═════ Stored data ═════

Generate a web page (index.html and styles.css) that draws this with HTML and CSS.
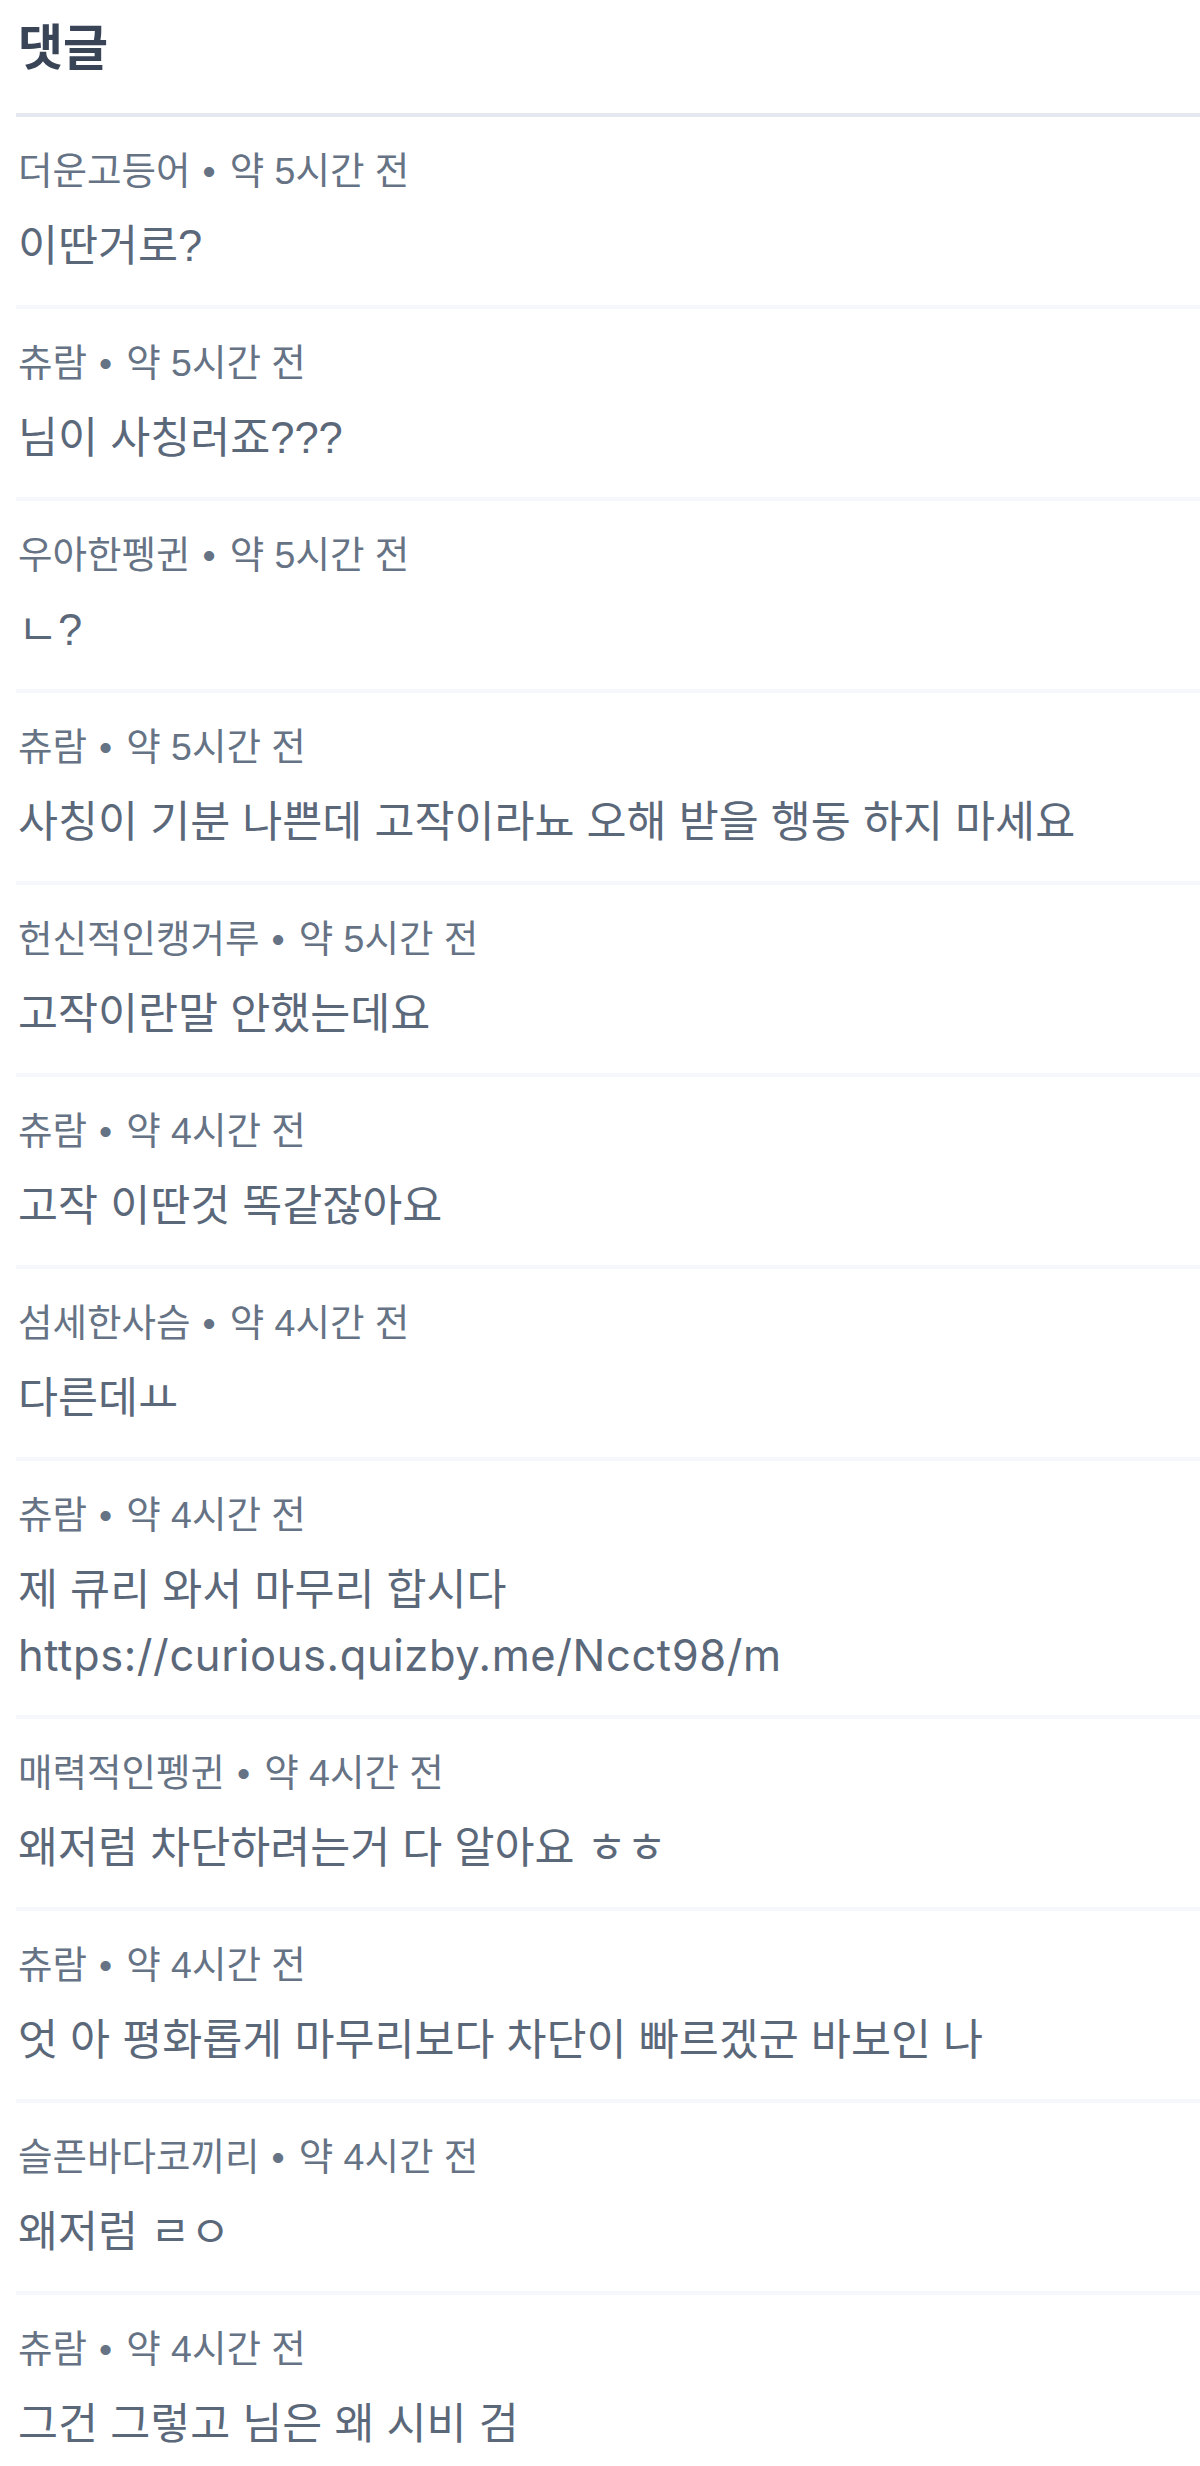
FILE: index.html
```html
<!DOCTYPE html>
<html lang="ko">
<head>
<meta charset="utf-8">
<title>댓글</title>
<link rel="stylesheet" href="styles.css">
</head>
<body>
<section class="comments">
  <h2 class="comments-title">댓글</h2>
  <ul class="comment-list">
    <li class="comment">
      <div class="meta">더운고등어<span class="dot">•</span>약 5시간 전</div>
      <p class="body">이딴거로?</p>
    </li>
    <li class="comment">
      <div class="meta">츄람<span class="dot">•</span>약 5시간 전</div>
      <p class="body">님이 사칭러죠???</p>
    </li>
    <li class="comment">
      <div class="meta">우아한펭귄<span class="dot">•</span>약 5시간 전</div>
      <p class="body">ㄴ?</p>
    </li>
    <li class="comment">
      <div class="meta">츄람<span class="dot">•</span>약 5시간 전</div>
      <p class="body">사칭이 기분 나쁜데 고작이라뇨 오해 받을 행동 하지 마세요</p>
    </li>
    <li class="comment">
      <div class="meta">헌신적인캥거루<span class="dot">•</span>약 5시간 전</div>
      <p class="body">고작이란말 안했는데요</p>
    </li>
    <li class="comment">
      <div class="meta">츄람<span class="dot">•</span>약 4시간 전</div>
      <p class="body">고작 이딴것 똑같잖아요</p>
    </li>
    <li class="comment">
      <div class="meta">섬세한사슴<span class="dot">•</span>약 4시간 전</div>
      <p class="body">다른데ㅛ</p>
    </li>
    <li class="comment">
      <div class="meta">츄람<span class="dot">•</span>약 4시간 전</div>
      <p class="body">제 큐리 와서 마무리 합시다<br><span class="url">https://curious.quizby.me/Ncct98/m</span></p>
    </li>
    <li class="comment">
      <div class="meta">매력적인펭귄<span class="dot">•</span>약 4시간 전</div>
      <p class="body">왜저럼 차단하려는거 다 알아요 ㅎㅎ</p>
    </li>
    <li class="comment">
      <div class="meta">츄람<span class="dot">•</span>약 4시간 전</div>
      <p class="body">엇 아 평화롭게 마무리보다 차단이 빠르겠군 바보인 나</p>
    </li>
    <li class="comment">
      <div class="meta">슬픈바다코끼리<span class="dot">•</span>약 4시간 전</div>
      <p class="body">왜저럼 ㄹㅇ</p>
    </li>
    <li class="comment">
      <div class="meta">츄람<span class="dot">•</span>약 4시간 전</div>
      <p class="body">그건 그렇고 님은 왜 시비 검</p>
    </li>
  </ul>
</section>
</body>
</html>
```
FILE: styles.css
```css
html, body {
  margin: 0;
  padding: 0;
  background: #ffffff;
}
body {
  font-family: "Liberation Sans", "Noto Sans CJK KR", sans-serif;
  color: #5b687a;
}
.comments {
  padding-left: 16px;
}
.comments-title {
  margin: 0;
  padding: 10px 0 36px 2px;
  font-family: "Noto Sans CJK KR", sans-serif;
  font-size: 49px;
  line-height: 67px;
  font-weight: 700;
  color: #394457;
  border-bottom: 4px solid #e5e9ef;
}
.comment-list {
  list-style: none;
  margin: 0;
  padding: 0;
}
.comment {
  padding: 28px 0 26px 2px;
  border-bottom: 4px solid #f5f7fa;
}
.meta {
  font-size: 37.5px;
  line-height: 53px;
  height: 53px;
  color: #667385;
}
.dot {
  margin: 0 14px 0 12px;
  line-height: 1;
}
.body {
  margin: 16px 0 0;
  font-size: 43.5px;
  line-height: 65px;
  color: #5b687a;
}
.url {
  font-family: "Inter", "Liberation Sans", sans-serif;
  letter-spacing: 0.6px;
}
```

═════

Copy each line in full and exactly, omitting any picture.

Generate a web page (index.html and styles.css) that draws this with HTML and CSS.
FILE: index.html
```html
<!DOCTYPE html>
<html lang="ko">
<head>
<meta charset="utf-8">
<title>댓글</title>
<link rel="stylesheet" href="styles.css">
</head>
<body>
<section class="comments">
  <h2 class="comments-title">댓글</h2>
  <ul class="comment-list">
    <li class="comment">
      <div class="meta">더운고등어<span class="dot">•</span>약 5시간 전</div>
      <p class="body">이딴거로?</p>
    </li>
    <li class="comment">
      <div class="meta">츄람<span class="dot">•</span>약 5시간 전</div>
      <p class="body">님이 사칭러죠???</p>
    </li>
    <li class="comment">
      <div class="meta">우아한펭귄<span class="dot">•</span>약 5시간 전</div>
      <p class="body">ㄴ?</p>
    </li>
    <li class="comment">
      <div class="meta">츄람<span class="dot">•</span>약 5시간 전</div>
      <p class="body">사칭이 기분 나쁜데 고작이라뇨 오해 받을 행동 하지 마세요</p>
    </li>
    <li class="comment">
      <div class="meta">헌신적인캥거루<span class="dot">•</span>약 5시간 전</div>
      <p class="body">고작이란말 안했는데요</p>
    </li>
    <li class="comment">
      <div class="meta">츄람<span class="dot">•</span>약 4시간 전</div>
      <p class="body">고작 이딴것 똑같잖아요</p>
    </li>
    <li class="comment">
      <div class="meta">섬세한사슴<span class="dot">•</span>약 4시간 전</div>
      <p class="body">다른데ㅛ</p>
    </li>
    <li class="comment">
      <div class="meta">츄람<span class="dot">•</span>약 4시간 전</div>
      <p class="body">제 큐리 와서 마무리 합시다<br><span class="url">https://curious.quizby.me/Ncct98/m</span></p>
    </li>
    <li class="comment">
      <div class="meta">매력적인펭귄<span class="dot">•</span>약 4시간 전</div>
      <p class="body">왜저럼 차단하려는거 다 알아요 ㅎㅎ</p>
    </li>
    <li class="comment">
      <div class="meta">츄람<span class="dot">•</span>약 4시간 전</div>
      <p class="body">엇 아 평화롭게 마무리보다 차단이 빠르겠군 바보인 나</p>
    </li>
    <li class="comment">
      <div class="meta">슬픈바다코끼리<span class="dot">•</span>약 4시간 전</div>
      <p class="body">왜저럼 ㄹㅇ</p>
    </li>
    <li class="comment">
      <div class="meta">츄람<span class="dot">•</span>약 4시간 전</div>
      <p class="body">그건 그렇고 님은 왜 시비 검</p>
    </li>
  </ul>
</section>
</body>
</html>
```
FILE: styles.css
```css
html, body {
  margin: 0;
  padding: 0;
  background: #ffffff;
}
body {
  font-family: "Liberation Sans", "Noto Sans CJK KR", sans-serif;
  color: #5b687a;
}
.comments {
  padding-left: 16px;
}
.comments-title {
  margin: 0;
  padding: 10px 0 36px 2px;
  font-family: "Noto Sans CJK KR", sans-serif;
  font-size: 49px;
  line-height: 67px;
  font-weight: 700;
  color: #394457;
  border-bottom: 4px solid #e5e9ef;
}
.comment-list {
  list-style: none;
  margin: 0;
  padding: 0;
}
.comment {
  padding: 28px 0 26px 2px;
  border-bottom: 4px solid #f5f7fa;
}
.meta {
  font-size: 37.5px;
  line-height: 53px;
  height: 53px;
  color: #667385;
}
.dot {
  margin: 0 14px 0 12px;
  line-height: 1;
}
.body {
  margin: 16px 0 0;
  font-size: 43.5px;
  line-height: 65px;
  color: #5b687a;
}
.url {
  font-family: "Inter", "Liberation Sans", sans-serif;
  letter-spacing: 0.6px;
}
```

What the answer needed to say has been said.